# Task:
In the listing below, locate the lines bearing the word "React". Copy every one of them.

# Provided data:

## BEGIN

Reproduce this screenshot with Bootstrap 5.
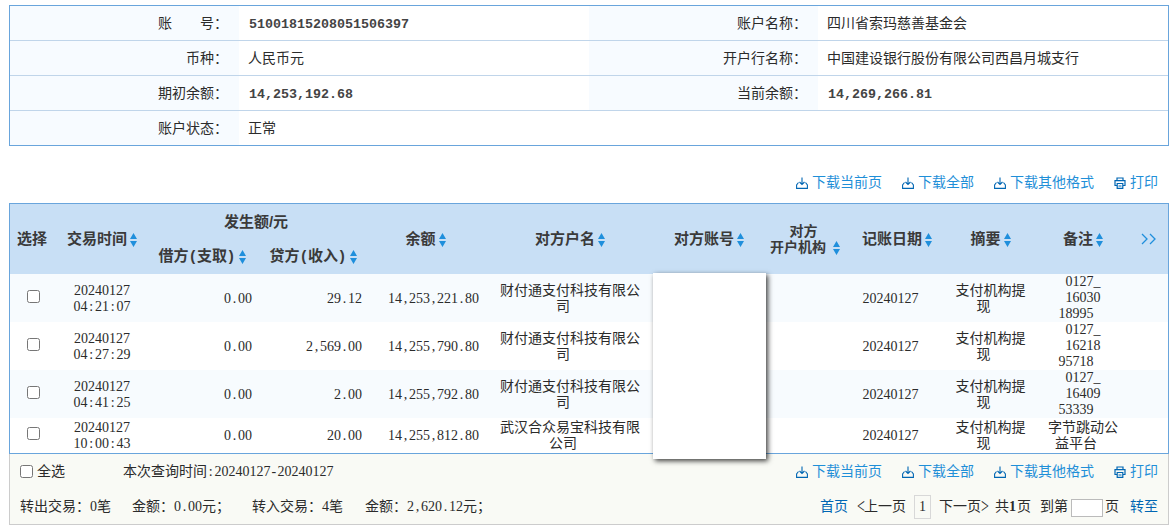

## END
## BEGIN

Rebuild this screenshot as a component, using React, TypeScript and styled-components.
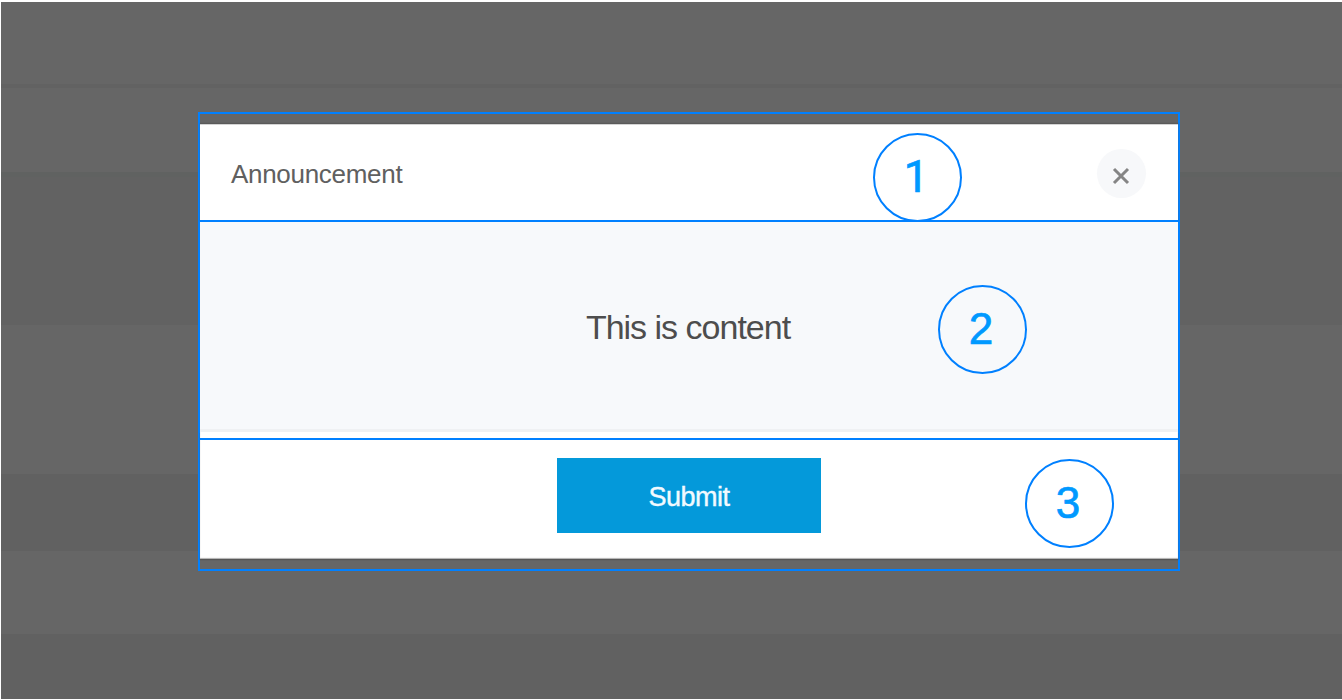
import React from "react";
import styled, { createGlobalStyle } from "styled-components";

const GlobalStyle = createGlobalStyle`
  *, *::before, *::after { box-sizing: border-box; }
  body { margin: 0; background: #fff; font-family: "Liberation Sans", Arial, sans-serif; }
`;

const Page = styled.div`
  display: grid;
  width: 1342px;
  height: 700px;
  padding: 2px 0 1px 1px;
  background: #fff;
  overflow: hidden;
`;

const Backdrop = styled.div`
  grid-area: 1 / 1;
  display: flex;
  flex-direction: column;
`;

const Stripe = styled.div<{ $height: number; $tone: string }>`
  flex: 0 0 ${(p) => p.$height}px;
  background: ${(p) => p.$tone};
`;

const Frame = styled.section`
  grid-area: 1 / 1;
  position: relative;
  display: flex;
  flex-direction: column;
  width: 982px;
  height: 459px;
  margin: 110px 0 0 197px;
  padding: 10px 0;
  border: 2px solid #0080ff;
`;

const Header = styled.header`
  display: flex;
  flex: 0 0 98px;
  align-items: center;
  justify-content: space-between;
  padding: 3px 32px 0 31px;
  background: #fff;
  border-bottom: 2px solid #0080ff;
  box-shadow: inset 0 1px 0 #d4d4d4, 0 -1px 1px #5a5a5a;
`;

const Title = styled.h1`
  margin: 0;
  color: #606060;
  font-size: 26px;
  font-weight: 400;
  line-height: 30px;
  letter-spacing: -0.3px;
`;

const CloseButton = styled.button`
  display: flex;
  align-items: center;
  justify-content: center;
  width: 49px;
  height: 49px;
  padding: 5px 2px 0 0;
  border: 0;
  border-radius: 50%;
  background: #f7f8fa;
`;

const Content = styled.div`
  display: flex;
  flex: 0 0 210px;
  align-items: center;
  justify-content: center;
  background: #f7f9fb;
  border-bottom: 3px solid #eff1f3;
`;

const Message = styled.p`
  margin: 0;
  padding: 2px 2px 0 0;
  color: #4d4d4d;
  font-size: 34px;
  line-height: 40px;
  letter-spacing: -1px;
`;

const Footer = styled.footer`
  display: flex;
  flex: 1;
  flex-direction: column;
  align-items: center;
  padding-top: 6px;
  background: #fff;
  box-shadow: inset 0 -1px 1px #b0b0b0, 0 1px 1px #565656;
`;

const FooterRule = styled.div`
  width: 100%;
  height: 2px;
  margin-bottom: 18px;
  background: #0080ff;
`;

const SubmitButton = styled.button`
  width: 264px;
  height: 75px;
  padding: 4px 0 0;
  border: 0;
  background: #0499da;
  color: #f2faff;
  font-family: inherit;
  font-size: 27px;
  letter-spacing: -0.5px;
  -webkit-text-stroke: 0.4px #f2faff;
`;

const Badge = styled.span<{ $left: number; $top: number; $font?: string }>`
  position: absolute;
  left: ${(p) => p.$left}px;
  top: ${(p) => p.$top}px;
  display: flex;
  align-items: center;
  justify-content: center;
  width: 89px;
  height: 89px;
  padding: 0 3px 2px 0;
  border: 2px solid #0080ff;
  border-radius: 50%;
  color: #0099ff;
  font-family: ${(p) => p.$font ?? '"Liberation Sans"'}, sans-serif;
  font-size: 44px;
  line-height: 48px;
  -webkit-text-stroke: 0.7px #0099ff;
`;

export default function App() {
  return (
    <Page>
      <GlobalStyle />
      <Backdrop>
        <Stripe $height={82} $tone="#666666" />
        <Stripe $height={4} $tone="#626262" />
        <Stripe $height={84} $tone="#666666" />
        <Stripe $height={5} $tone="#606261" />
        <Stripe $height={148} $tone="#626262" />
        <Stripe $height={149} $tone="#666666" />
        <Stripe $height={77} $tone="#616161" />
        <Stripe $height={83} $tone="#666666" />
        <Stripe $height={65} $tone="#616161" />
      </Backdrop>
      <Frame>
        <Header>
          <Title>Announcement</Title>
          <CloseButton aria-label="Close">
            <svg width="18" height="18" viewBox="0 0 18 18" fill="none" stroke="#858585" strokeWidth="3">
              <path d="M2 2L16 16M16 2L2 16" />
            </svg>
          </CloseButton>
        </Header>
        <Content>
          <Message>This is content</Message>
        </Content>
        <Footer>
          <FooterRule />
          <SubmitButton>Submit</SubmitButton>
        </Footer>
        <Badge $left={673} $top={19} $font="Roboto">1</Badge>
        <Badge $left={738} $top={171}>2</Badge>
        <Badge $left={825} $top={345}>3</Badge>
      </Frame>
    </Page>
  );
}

## END

# Task answer:
Rebuild this screenshot as a component, using React, TypeScript and styled-components.
import React from "react";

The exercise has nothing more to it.